Dejo aquí la pregunta sobre cómo aproximarnos al período ochentero/noventero en un momento en que ese retorno al pasado reciente está más vivo que nunca, sobre todo porque me parece que se redacta mucho pero se reflexiona poco sobre esto. Están por escribirse muchísimas historias que debiéramos conocer: por ejemplo, la burocratización de las reparaciones estatales a las víctimas de los crímenes, esas nuevas humillaciones de las que Chile ha sido capaz, como la misma presencia de Pinochet y sus esbirros en la vida pública. En este sentido, pienso cómo pueden ser las voces que cuenten eso, voces menos autorreferentes, voces empáticas y lúcidas.

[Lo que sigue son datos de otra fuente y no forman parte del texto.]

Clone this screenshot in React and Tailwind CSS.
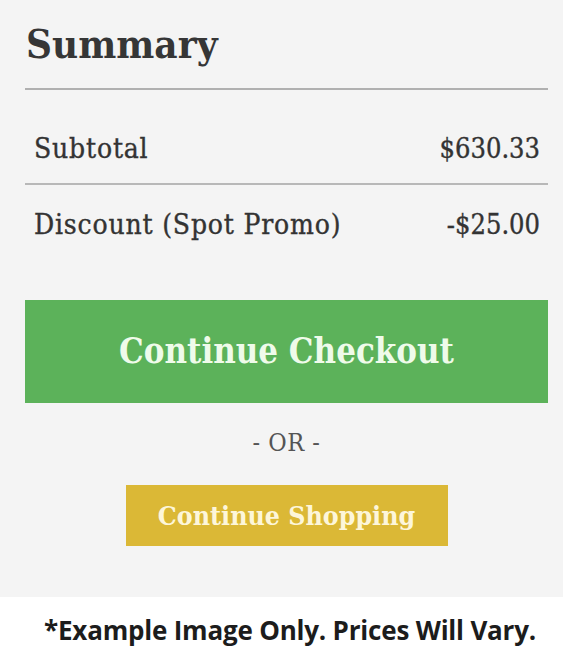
import React from 'react';

const slab = { fontFamily: '"DejaVu Serif Condensed", "DejaVu Serif", serif' };

const Row = ({ label, value, className }) => (
  <div className={`flex items-center justify-between pl-[9px] pr-[8px] text-[#333] [-webkit-text-stroke:0.35px_#333] ${className}`}>
    <span className="text-[28px] leading-[28px] tracking-[0.8px] font-stretch-condensed" style={slab}>{label}</span>
    <span className="text-[27px] leading-[28px] font-stretch-condensed" style={slab}>{value}</span>
  </div>
);

export default function App() {
  return (
    <div className="w-[566px] h-[666px] bg-white">
      <div className="w-[563px] h-[597px] bg-[#f4f4f4] pl-[25px] pr-[15px] pt-[23px]">
        <h1
          className="text-[40px] leading-[42px] font-bold text-[#363636] pl-[1px] font-stretch-condensed"
          style={slab}
        >
          Summary
        </h1>
        <div className="mt-[23px] border-b-2 border-[#b0b0b0]" />
        <Row label="Subtotal" value="$630.33" className="pt-[45px] pb-[20px]" />
        <div className="border-b-2 border-[#b8b8b8]" />
        <Row label="Discount (Spot Promo)" value="-$25.00" className="pt-[26px]" />
        <button
          className="mt-[61px] w-full h-[103px] bg-[#5cb25a] text-[#effbea] text-[34.5px] font-bold font-stretch-condensed"
          style={slab}
        >
          Continue Checkout
        </button>
        <div
          className="mt-[28px] text-center text-[25px] leading-[24px] tracking-[0.5px] text-[#555] font-stretch-condensed"
          style={slab}
        >
          - OR -
        </div>
        <div className="flex justify-center">
          <button
            className="mt-[30px] w-[322px] h-[61px] bg-[#dbb836] text-[#fdf6da] text-[26.5px] font-bold font-stretch-condensed"
            style={slab}
          >
            Continue Shopping
          </button>
        </div>
      </div>
      <div
        className="pt-[18px] pl-[14px] text-center text-[26px] leading-[30px] font-bold text-[#1c1c1c] tracking-[-0.2px]"
        style={{ fontFamily: '"Open Sans", sans-serif' }}
      >
        *Example Image Only. Prices Will Vary.
      </div>
    </div>
  );
}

En un relato de filiación publicado recientemente (diría que novela autobiográfica, una que con un empujoncito nominal podríamos llamar autoficción), Nona Fernández propone otra modalidad, que me parece interesante: los ochenta son narrados con humor, en clave de parodia y autoparodia, como una forma de distanciarse y provocar en el lector un desacomodo necesario para poner en cuestionamiento la historia de aquellos años oscuros, que fueron estrechos y con olor a pobreza para muchos de quienes hoy forman parte de la consumista y aparentemente triunfal clase media chilena, pero que se tornan de verdad insoportables cuando el sonido de una musiquilla emotiva o de una voz esquemáticamente doliente nos ordena que nos emocionemos. Pienso que en ese sentido Nona Fernández, entre otras cosas guionista de teleseries, da inteligente, sensiblemente en el clavo con su Fuenzalida, contrapunteando la historia de una huerfanía, con los irónicos pantallazos de un culebrón, haciendo ver a sus lectores los mecanismos que activan la emoción fácil y poniéndonos a la defensiva de una fetichista melancolía de la dura pobreza ochentera.